Jovan Julien '10 said he believes "there are other ways to get kids to take a foreign language that would be more in keeping with Brown's academic policies. Most people are here because they don't want the core requirements (of other institutions)."

Many of the students opposed to the possibility of a required language believe requirements result in classes with few enthusiastic students.

"I think taking a language is a good thing, but forcing a language isn't," said Ethan Risom '10, who took Spanish his first semester at Brown.

But Dikshya Thapa GS said a foreign language requirement was a must for students in any university setting.

"It helps you learn other cultures," Thapa said. "If you make the attempt to learn another language, you broaden your horizons."

Thapa also spoke of sensitizing students and faculty to the importance of another language, especially with the University's recent focus on internationalizing Brown.

Bergeron said the last time the University comprehensively reviewed its undergraduate programs, including foreign languages, was in 1989 under then-Dean of the College Sheila Blumstein. The newly formed task force, a faculty-student committee that will review the University's undergraduate program over the next year, will produce a report similar to the one conducted 18 years ago.

Blumstein, a professor of cognitive and linguistic sciences, said the 1989 study found a lack of required courses had resulted in an increase of students taking language courses since the institution of the New Curriculum.
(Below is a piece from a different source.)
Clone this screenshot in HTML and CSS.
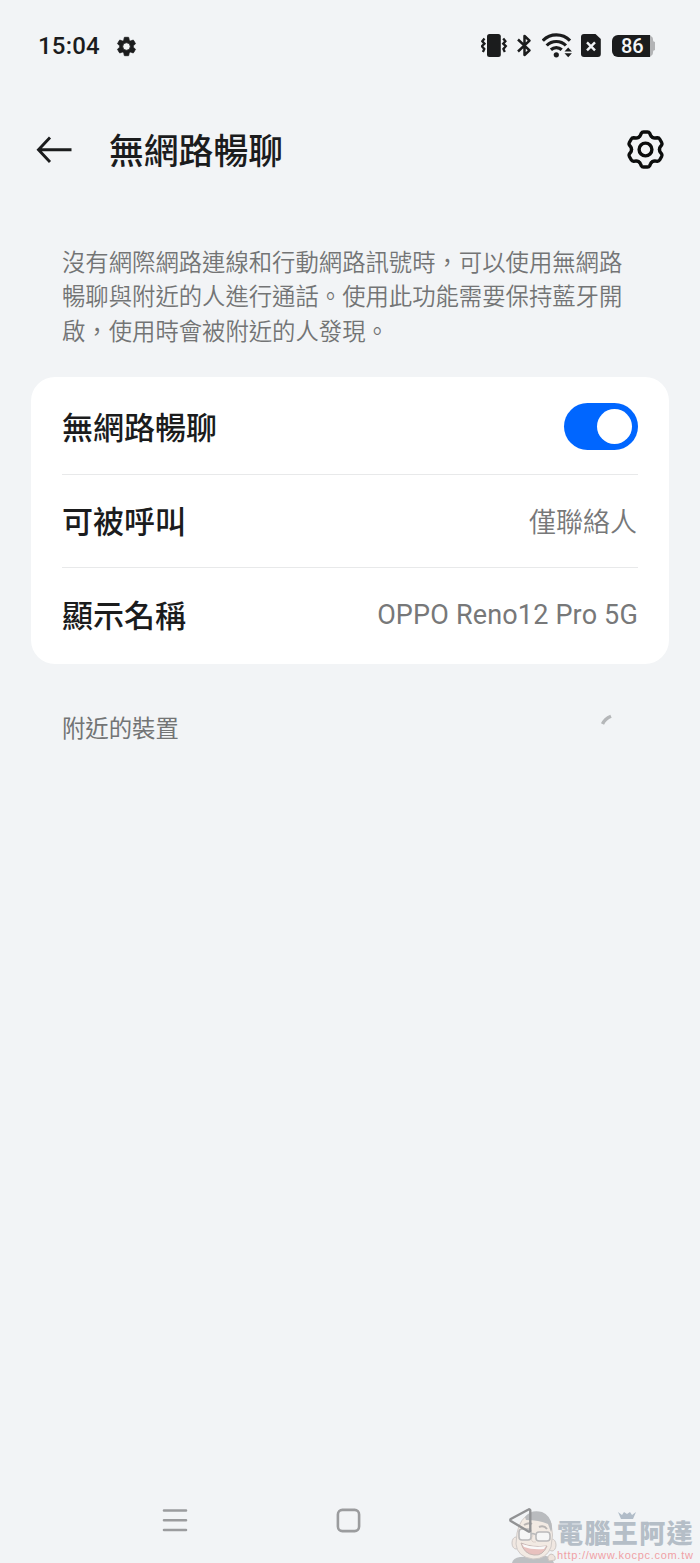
FILE: index.html
```html
<!DOCTYPE html>
<html lang="zh-Hant">
<head>
<meta charset="utf-8">
<title>無網路暢聊</title>
<link rel="stylesheet" href="styles.css">
</head>
<body>
<div class="screen">
  <div class="status">
    <span class="time">15:04</span>
    <svg class="status-gear" width="23" height="23" viewBox="0 0 24 24"><path fill="#1b1c1d" stroke="#1b1c1d" stroke-width=".8" d="M19.14 12.94c.04-.3.06-.61.06-.94 0-.32-.02-.64-.07-.94l2.03-1.58a.49.49 0 0 0 .12-.61l-1.92-3.32a.488.488 0 0 0-.59-.22l-2.39.96c-.5-.38-1.03-.7-1.62-.94l-.36-2.54a.484.484 0 0 0-.48-.41h-3.84c-.24 0-.43.17-.47.41l-.36 2.54c-.59.24-1.13.57-1.62.94l-2.39-.96c-.22-.08-.47 0-.59.22L2.74 8.87c-.12.21-.08.47.12.61l2.03 1.58c-.05.3-.09.63-.09.94s.02.64.07.94l-2.03 1.58a.49.49 0 0 0-.12.61l1.92 3.32c.12.22.37.29.59.22l2.39-.96c.5.38 1.03.7 1.62.94l.36 2.54c.05.24.24.41.48.41h3.84c.24 0 .44-.17.47-.41l.36-2.54c.59-.24 1.13-.56 1.62-.94l2.39.96c.22.08.47 0 .59-.22l1.92-3.32c.12-.22.07-.47-.12-.61l-2.01-1.58zM12 15.9a3.9 3.9 0 1 1 0-7.8 3.9 3.9 0 0 1 0 7.8z"/></svg>
    <div class="indicators">
      <svg width="27" height="26" viewBox="0 0 27 26">
        <rect x="6" y="1" width="13.8" height="23" rx="2.5" fill="#1b1c1d"/>
        <path d="M3.500 5.500 1.300 8.200l2.200 2.500-2.600 2.500L3.300 16l-1.400 3M22.200 5.500l2.200 2.700-2.200 2.500 2.600 2.500-2.400 2.800 1.400 3" fill="none" stroke="#1b1c1d" stroke-width="2.3"/>
      </svg>
      <svg width="16" height="26" viewBox="0 0 16 26"><path d="M1 6.500 12.500 17.300l-5 4.700V3l5 4.700L1 18.500" fill="none" stroke="#1b1c1d" stroke-width="2.5" stroke-linejoin="round"/></svg>
      <svg class="wifi" width="31" height="26" viewBox="0 0 31 26">
        <g transform="translate(-.5 -.5)"><g fill="none" stroke="#1b1c1d" stroke-width="3.2"><path d="M1.300 8.200a19 19 0 0 1 27.200 0"/><path d="M5.200 13a13.500 13.500 0 0 1 19.200 0"/><path d="M9.400 17.200a8 8 0 0 1 10.800 0"/></g>
        <circle cx="14.8" cy="22.3" r="2.6" fill="#1b1c1d"/>
        <path d="m26.700 15 3.700 4h-7.400zm0 9.800 3.700-4h-7.400z" fill="#1b1c1d"/></g>
      </svg>
      <svg class="sim" width="20" height="26" viewBox="0 0 20 26">
        <path d="M3 1h11.500l5.300 5v15a3 3 0 0 1-3 3H3a3 3 0 0 1-3-3V4a3 3 0 0 1 3-3z" fill="#1b1c1d"/>
        <path d="m6 9.300 8 8m0-8-8 8" stroke="#f2f4f6" stroke-width="2.4"/>
      </svg>
      <div class="battery"><span class="charge">86</span><span class="nub"></span></div>
    </div>
  </div>

  <header class="header">
    <svg width="36" height="30" viewBox="0 0 36 30"><path d="M14 2.500 2.500 14.700 14 26.900M2.500 14.700h33" fill="none" stroke="#1b1c1d" stroke-width="2.9"/></svg>
    <h1 class="title">無網路暢聊</h1>
    <svg class="settings" width="40" height="40" viewBox="-19.500 -19.500 40 40" fill="none" stroke="#0c0d0d" stroke-width="3.4" stroke-linecap="round">
      <defs><path id="tooth" d="M-7-12.100Q-5.500-13-5-14.300L-4.200-16.200Q-3.500-17.500-2-17.500H2Q3.500-17.500 4.200-16.200L5-14.300Q5.500-13 7-12.100"/></defs>
      <use href="#tooth"/><use href="#tooth" transform="rotate(60)"/><use href="#tooth" transform="rotate(120)"/><use href="#tooth" transform="rotate(180)"/><use href="#tooth" transform="rotate(240)"/><use href="#tooth" transform="rotate(300)"/>
      <circle r="6.4"/>
    </svg>
  </header>

  <p class="intro">沒有網際網路連線和行動網路訊號時，可以使用無網路<br>暢聊與附近的人進行通話。使用此功能需要保持藍牙開<br>啟，使用時會被附近的人發現。</p>

  <section class="card">
    <div class="row"><span class="label">無網路暢聊</span><span class="toggle"><span class="knob"></span></span></div>
    <div class="row"><span class="label">可被呼叫</span><span class="value">僅聯絡人</span></div>
    <div class="row"><span class="label">顯示名稱</span><span class="value latin">OPPO Reno12 Pro 5G</span></div>
  </section>

  <div class="nearby">
    <span>附近的裝置</span>
    <svg class="spinner" width="14" height="14" viewBox="0 0 14 14"><path d="M2.500 11C4 7.600 6.700 5 11 3.200" fill="none" stroke="#b5b7b9" stroke-width="3.4"/></svg>
  </div>

  <div class="watermark">
    <svg class="mascot" width="46" height="54" viewBox="0 0 46 54">
      <path d="M1 54q1-5 8-6l26-1q6 1 8 7z" fill="#b8babd"/>
      <ellipse cx="5" cy="34" rx="4" ry="6" fill="#f0e6df" stroke="#c9c3c0"/>
      <ellipse cx="41" cy="36" rx="4" ry="6" fill="#f0e6df" stroke="#c9c3c0"/>
      <path d="M6 24Q9 9 19 5q14-2 21 9 3 12 0 24-4 12-18 12Q6 48 5 35z" fill="#f2e9e2" stroke="#ccc6c3"/>
      <path d="M14 8Q20 0 31 3q10 4 10 17l-1 3-3-8q-9-4-22-4z" fill="#b3b5b8"/>
      <path d="M13 16q5-3 8-1m7 3q5-2 8 2" fill="none" stroke="#b2aeac" stroke-width="2"/>
      <path d="M22 26q-3 5 0 7h3" fill="none" stroke="#dccfc7"/>
      <g fill="#f7f7f7" stroke="#b5b4b5" stroke-width="1.6"><rect x="8" y="20" width="12" height="11" rx="3"/><rect x="25" y="23" width="14" height="9" rx="3"/><path d="M20 25q3-1 5 1" fill="none"/></g>
      <path d="M10 34q11 5 26 3-4 10-13 9-10-1-13-12z" fill="#e8bcb8" stroke="#c1b1ad"/>
      <path d="M11 35q11 4 24 2l-2 3q-12 1-20-2z" fill="#fafafa"/>
      <path d="M38 52q-3-5 2-7 5 1 4 6z" fill="#eee3db" stroke="#c9c0bb"/>
    </svg>
    <div class="brand">
      <svg class="crown" width="18" height="9" viewBox="0 0 18 9"><path d="m0 1 4 3 2-3 3 2 3-2 2 3 4-3-3 7H3z" fill="#aab7c4"/></svg>
      <span class="brand-name">電腦王阿達</span>
      <span class="brand-url">http://www.kocpc.com.tw</span>
    </div>
  </div>

  <nav class="navbar">
    <svg width="26" height="26" viewBox="0 0 26 26"><path d="M2 3.500h22M2 13.200h22M2 23h22" stroke="#9b9c9e" stroke-width="2.6" stroke-linecap="round"/></svg>
    <svg width="26" height="26" viewBox="0 0 26 26"><rect x="2.900" y="2.900" width="21.200" height="21.200" rx="4.500" fill="none" stroke="#9b9c9e" stroke-width="2.6"/></svg>
    <svg width="26" height="26" viewBox="0 0 26 26"><path d="M22.300 3.500v20a1.200 1.200 0 0 1-1.800 1L2.800 14a1.200 1.200 0 0 1 0-2L20.500 2.500a1.200 1.200 0 0 1 1.800 1z" fill="none" stroke="#919294" stroke-width="2.4"/></svg>
  </nav>
</div>
</body>
</html>
```

FILE: styles.css
```css
* { box-sizing: border-box; }
body {
  margin: 0;
  background: #f2f4f6;
  color: #1b1c1d;
  font-family: "Noto Sans CJK TC", sans-serif;
}
svg { display: block; flex: none; }
.screen {
  position: relative;
  width: 700px;
  height: 1563px;
  overflow: hidden;
  display: flex;
  flex-direction: column;
}
.status {
  height: 92px;
  padding: 0 45px 0 38px;
  display: flex;
  align-items: center;
  flex: none;
}
.time {
  font: 500 24px/28px Roboto, sans-serif;
  letter-spacing: 0.2px;
  width: 77px;
}
.indicators {
  margin-left: auto;
  display: flex;
  align-items: center;
}
.indicators svg { margin-top: -1px; margin-right: 9px; }
.indicators .wifi { margin-right: 8px; }
.indicators .sim { margin-right: 11px; }
.battery {
  width: 43px;
  display: flex;
  align-items: center;
}
.charge {
  width: 38px;
  height: 22px;
  border-radius: 6px 0 0 6px;
  background: #1b1c1d;
  color: #f5f6f7;
  font: 500 20px/23px Roboto, sans-serif;
  padding-left: 9px;
}
.nub {
  width: 5px;
  height: 22px;
  background: #b3b4b6;
  clip-path: polygon(0 0, 55% 12%, 65% 28%, 100% 32%, 100% 68%, 65% 72%, 55% 88%, 0 100%);
}
.header {
  height: 116px;
  padding: 0 34px 0 36px;
  display: flex;
  align-items: center;
  flex: none;
}
.title {
  margin: -2px 0 0 37px;
  font-size: 34.8px;
  line-height: 50px;
  font-weight: 500;
}
.settings { margin-left: auto; }
.intro {
  margin: 36px 0 0 62px;
  font-size: 23.35px;
  line-height: 34.3px;
  font-weight: 350;
  color: #737475;
  white-space: nowrap;
}
.card {
  margin: 30px 31px 0 31px;
  padding: 4px 31px 3px;
  height: 287px;
  border-radius: 24px;
  background: #fff;
  display: flex;
  flex-direction: column;
  flex: none;
}
.row {
  flex: 1;
  display: flex;
  align-items: center;
  justify-content: space-between;
}
.row + .row { border-top: 1px solid #e8e9ea; }
.label {
  font-size: 31px;
  line-height: 44px;
  font-weight: 500;
  margin-top: -2px;
}
.value {
  font-size: 27px;
  line-height: 40px;
  font-weight: 350;
  color: #777879;
  margin-right: 1px;
}
.latin {
  font-family: Roboto, sans-serif;
  font-weight: 400;
  letter-spacing: 0.17px;
  margin-right: 0;
}
.toggle {
  width: 74px;
  height: 47px;
  border-radius: 24px;
  background: #0066ff;
  padding: 6px;
  display: flex;
  justify-content: flex-end;
  margin-top: -1px;
}
.knob {
  width: 35px;
  height: 35px;
  border-radius: 50%;
  background: #fff;
}
.nearby {
  margin-top: 43px;
  padding: 0 86px 0 62px;
  height: 40px;
  font-size: 23.35px;
  line-height: 40px;
  color: #737475;
  display: flex;
  justify-content: space-between;
}
.spinner { margin-top: 6px; }
.navbar {
  position: relative;
  margin-top: auto;
  height: 86px;
  padding: 0 166px 0 162px;
  display: flex;
  align-items: center;
  justify-content: space-between;
}
.watermark {
  position: absolute;
  right: 5px;
  bottom: 0;
  display: flex;
  align-items: flex-end;
  opacity: 0.9;
}
.brand {
  width: 138px;
  padding-bottom: 1px;
  display: flex;
  flex-direction: column;
}
.crown { margin-left: 61px; margin-bottom: -4px; }
.brand-name {
  font-size: 26px;
  letter-spacing: 1.4px;
  line-height: 32px;
  font-weight: 900;
  color: #afb9c3;
  white-space: nowrap;
}
.brand-url {
  font: 11px/14px "Liberation Sans", sans-serif;
  letter-spacing: 0.7px;
  color: #f0989d;
  white-space: nowrap;
}
```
"One of the things we looked at was to what extent were students doing what we hoped they were doing," Blumstein said. "It just reinforced the (administration's view) that students were choosing to study broadly and doing what they wanted to do."

Blumstein said the study underscored the degree to which students had realized the importance of second-language fluency. But she also warned that Brown should again be asking its student body about the perceived importance of a foreign language.

"To what extent does the student body understand the importance of knowing another culture, and that to know that other culture you must know the language of that culture?" Blumstein said.

Bergeron said Blumstein's report would be examined by the task force members as one of their first "summer readings."